• SET PROBLEM: Reading down the listing below, count the lines where the word "index" shows up, then give only that count.
** Begin DATA LINES **
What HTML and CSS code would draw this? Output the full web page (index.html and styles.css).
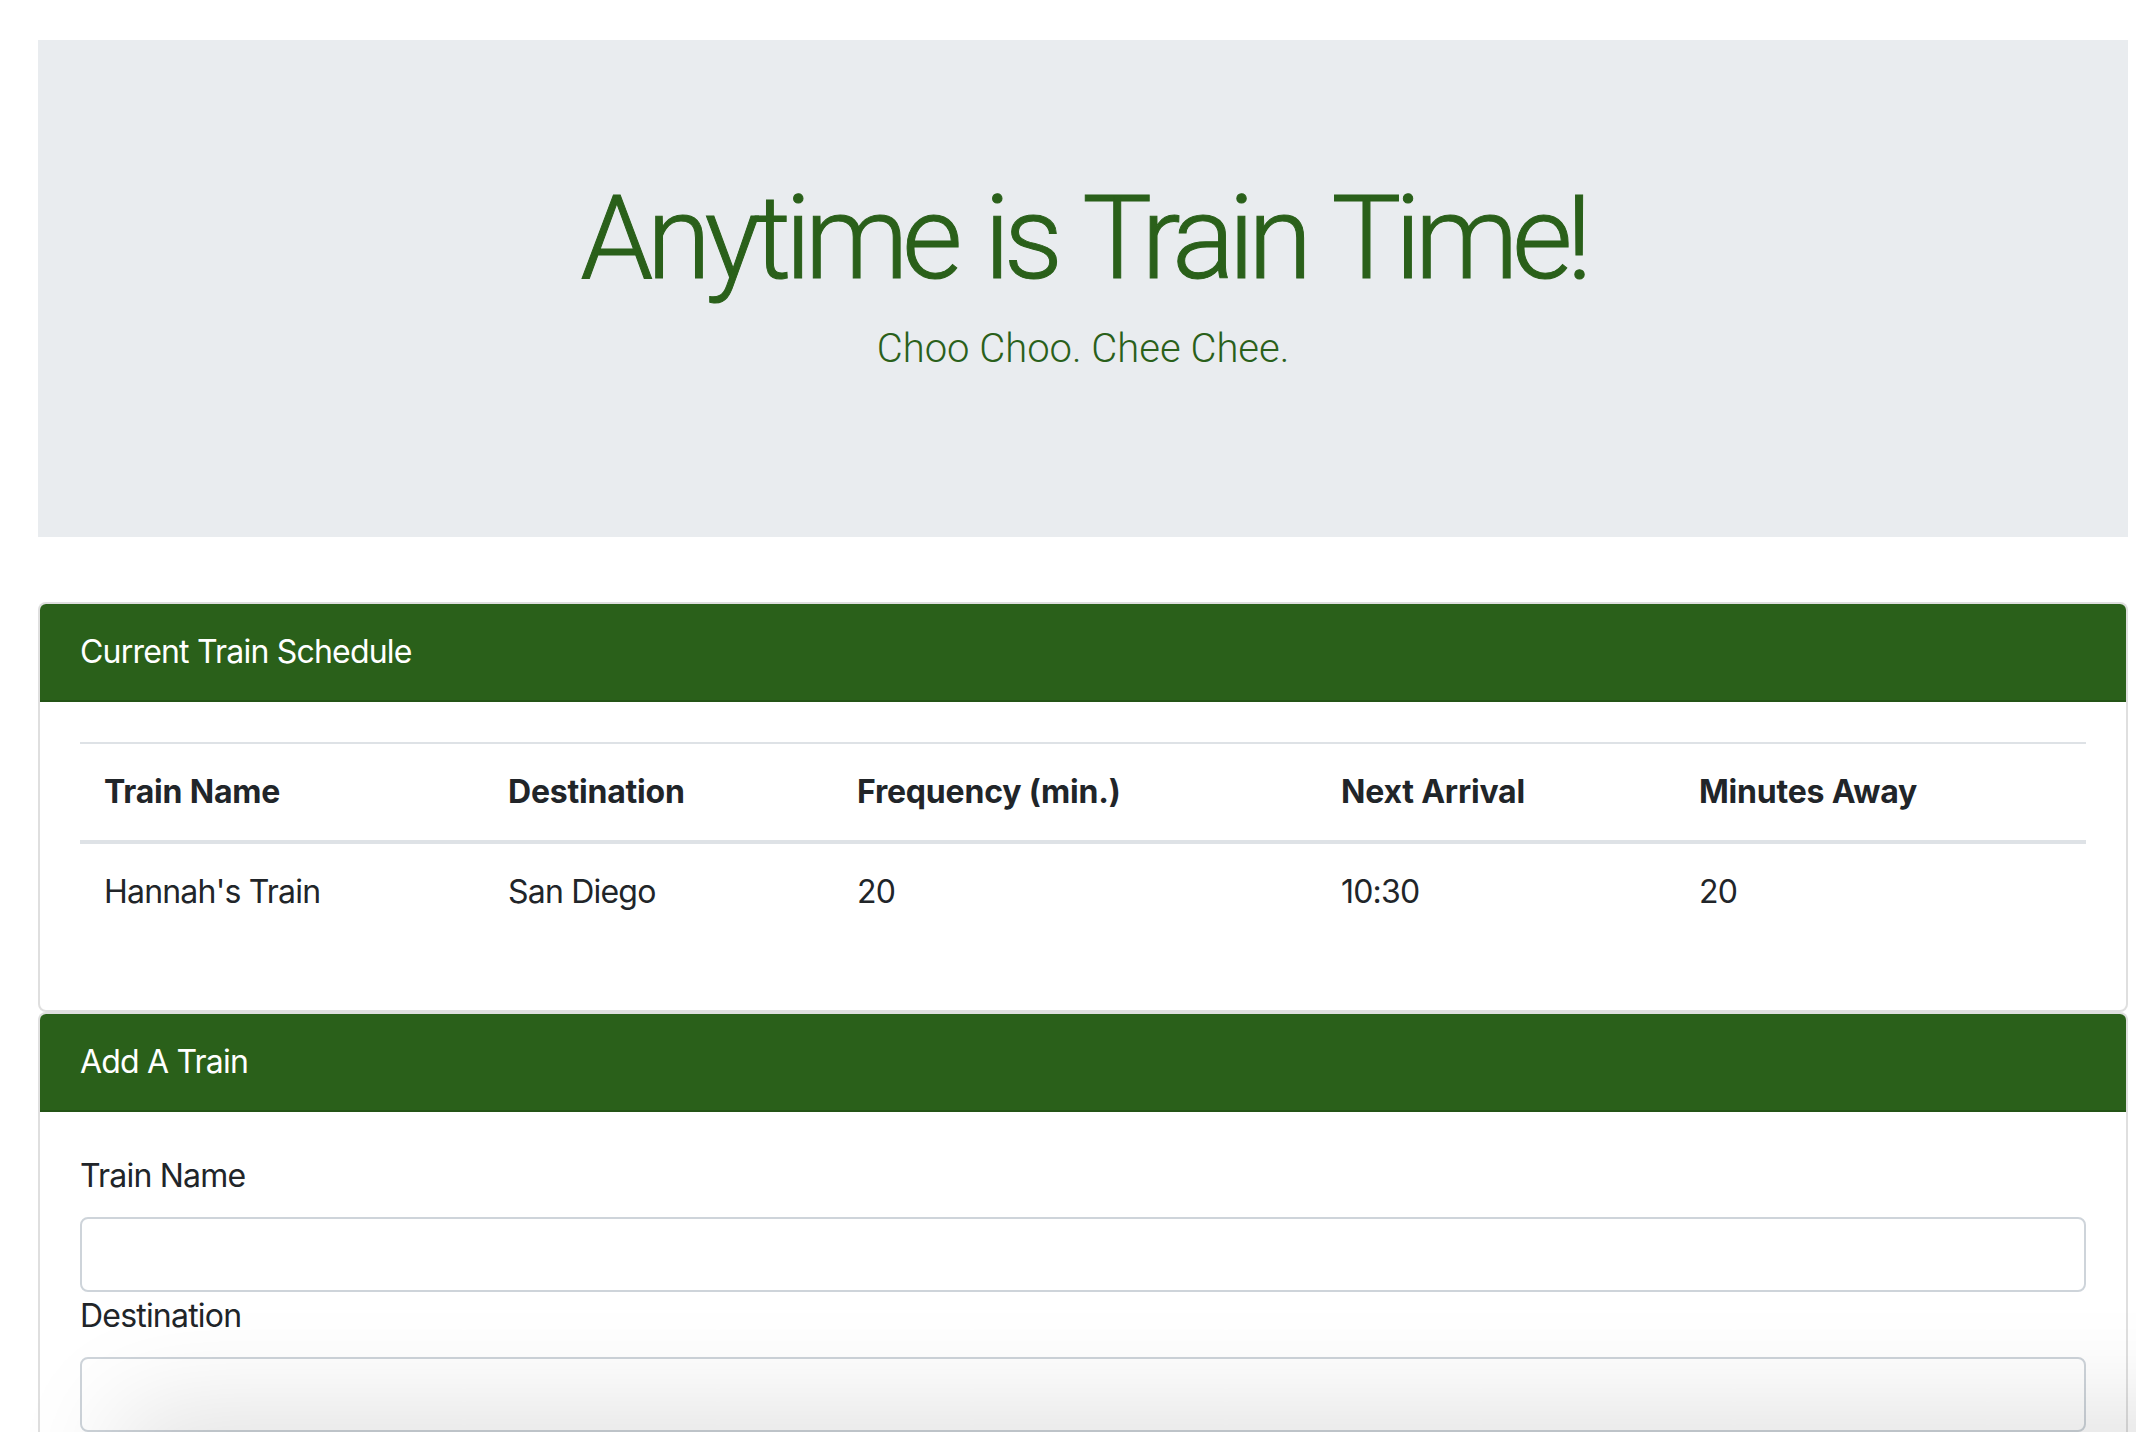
FILE: index.html
```html
<!DOCTYPE html>
<html lang="en">
<head>
<meta charset="utf-8">
<title>Train Scheduler</title>
<link rel="stylesheet" href="styles.css">
</head>
<body>
<div class="page">
  <header class="jumbotron">
    <h1 class="title">Anytime is Train Time!</h1>
    <p class="lead">Choo Choo. Chee Chee.</p>
  </header>

  <section class="card">
    <div class="card-header">Current Train Schedule</div>
    <div class="card-body">
      <table class="table">
        <colgroup>
          <col class="col-name">
          <col class="col-dest">
          <col class="col-freq">
          <col class="col-next">
          <col class="col-away">
        </colgroup>
        <thead>
          <tr>
            <th>Train Name</th>
            <th>Destination</th>
            <th>Frequency (min.)</th>
            <th>Next Arrival</th>
            <th>Minutes Away</th>
          </tr>
        </thead>
        <tbody>
          <tr>
            <td>Hannah's Train</td>
            <td>San Diego</td>
            <td>20</td>
            <td>10:30</td>
            <td>20</td>
          </tr>
        </tbody>
      </table>
    </div>
  </section>

  <section class="card card-form">
    <div class="card-header">Add A Train</div>
    <div class="card-body">
      <form class="form">
        <label class="label" for="train-name">Train Name</label>
        <input class="input" id="train-name" type="text">
        <label class="label" for="destination">Destination</label>
        <input class="input" id="destination" type="text">
      </form>
    </div>
  </section>
</div>
<div class="bottom-shadow"></div>
</body>
</html>
```

FILE: styles.css
```css
html, body {
  margin: 0;
  padding: 0;
  background: #ffffff;
}

body {
  font-family: Inter, "Liberation Sans", sans-serif;
  color: #212529;
  font-size: 32px;
  line-height: 48px;
  letter-spacing: -0.8px;
  overflow: hidden;
  height: 1432px;
}

.page {
  padding: 40px 8px 0 38px;
}

.jumbotron {
  background: #e9ecef;
  height: 497px;
  box-sizing: border-box;
  padding-top: 128px;
  text-align: center;
  color: #2a601a;
}

.title {
  margin: 0;
  font-family: Roboto, Inter, sans-serif;
  font-size: 117px;
  line-height: 140px;
  font-weight: 300;
  letter-spacing: -6.5px;
  word-spacing: 6px;
  -webkit-text-stroke: 1px #2a601a;
}

.lead {
  margin: 11px 0 0;
  font-family: Roboto, Inter, sans-serif;
  font-size: 40px;
  line-height: 60px;
  font-weight: 300;
  letter-spacing: 0;
}

.card {
  border: 2px solid rgba(0, 0, 0, 0.125);
  border-radius: 8px;
  background: #fff;
  overflow: hidden;
}

.jumbotron + .card {
  margin-top: 65px;
}

.card-header {
  background: #2a601a;
  color: #fff;
  padding: 24px 40px;
  font-size: 32px;
  line-height: 48px;
  border-bottom: 2px solid rgba(0, 0, 0, 0.125);
}

.card-body {
  padding: 40px;
}

.table {
  width: 100%;
  table-layout: fixed;
  border-collapse: collapse;
  margin-bottom: 30px;
}

.col-name { width: 404px; }
.col-dest { width: 349px; }
.col-freq { width: 484px; }
.col-next { width: 358px; }
.col-away { width: 411px; }

.table th,
.table td {
  text-align: left;
  padding: 24px;
  border-top: 2px solid #dee2e6;
  vertical-align: top;
  white-space: nowrap;
}

.table th {
  font-weight: 700;
  letter-spacing: -0.2px;
  vertical-align: bottom;
  border-bottom: 4px solid #dee2e6;
}

.card-form {
  height: 600px;
}

.form {
  display: flex;
  flex-direction: column;
  align-items: flex-start;
}

.label {
  margin-bottom: 17px;
}

.input {
  box-sizing: border-box;
  width: 100%;
  height: 75px;
  border: 2px solid #ced4da;
  border-radius: 8px;
  padding: 12px 24px;
  font: inherit;
  background: #fff;
  margin: 0;
}

.bottom-shadow {
  position: fixed;
  left: 140px;
  right: -200px;
  bottom: -80px;
  height: 80px;
  background: #fff;
  box-shadow: 0 0 110px 20px rgba(0, 0, 0, 0.13);
  pointer-events: none;
}
```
** End DATA LINES **
• OUTPUT: 2